Anche sulle armi e le maledizioni si poteva osare un po’ di più. Se queste ultime sono appena superiori alla decina (e poche vanno veramente a gravare la run), le prime, seppur numerose, non raggiungono la varietà e la profondità viste in altri roguelike, ed il gioco stesso non incoraggia ad esplorare tutto l’arsenale. Io stesso, ad esempio, ho completato la quasi totalità degli stage usando la sola arma a due mani (spadoni e martelli), sia perché è quasi l’unica capace di interrompere gli attacchi nemici, sia perché mi consentiva di frantumare le trappole ed i muri che celavano le stanze segrete, facilitandomi non poco la vita.
Il discorso appena fatto è estendibile anche alle reliquie. Spieghiamoci bene, non mi aspettavo di certo la varietà e la profondità visti in quel capolavoro The Binding of Isaac, ma qualche velleità in più avrebbe consentito a Curse of the Dead Gods di emergere dal mare magnum dei roguelike e di uscire dall’ingombrante ombra di Hades.
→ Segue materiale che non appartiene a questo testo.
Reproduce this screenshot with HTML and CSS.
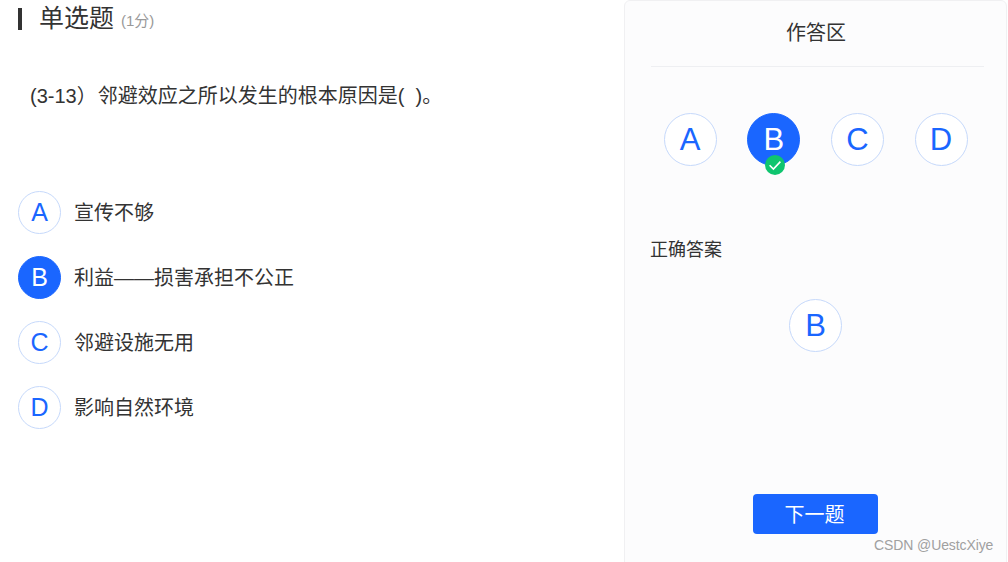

Curse of the Dead Gods è la copia carbone di Hades? Assolutamente no! Nonostante la visuale isometrica e l’azione frenetica possano trarre inganno, la creatura di Passtech Games trae ispirazione anche da altri nobili esponenti del genere roguelike (Darkest Dungeon e The Binding of Isaac su tutti) non disdegnando una leggera spruzzatina di soulslike che non guasta mai. Il gioco ha scongiurato il temuto Effetto Discount ma, tuttavia, pecca in quello che spesso è il tallone d’Achille di questa categoria: la varietà. Dopo un po’, gli stage inizieranno a somigliarsi tra loro e finirete col leggere agevolmente gli attacchi nemici, arrivando quasi a prevedere (e prevenire) le trappole presenti nelle varie stanze. Quanto ora detto non vuole essere una bocciatura al videogame, capace di intrattenere e di avvincere con la sua atmosfera cupa ed esotica; tuttavia, manca quel quid pluris che gli avrebbe consentito di ritagliarsi il suo spazio in un genere fin troppo affollato.
In ogni caso, mi sento di consigliare Curse of the Dead Gods a chiunque ami il genere e desideri qualcosa di alternativo a quell’enorme buco nero risucchia-vita sociale che è Hades, ma fate attenzione: potreste passare da un buco nero ad una maledizione azteca.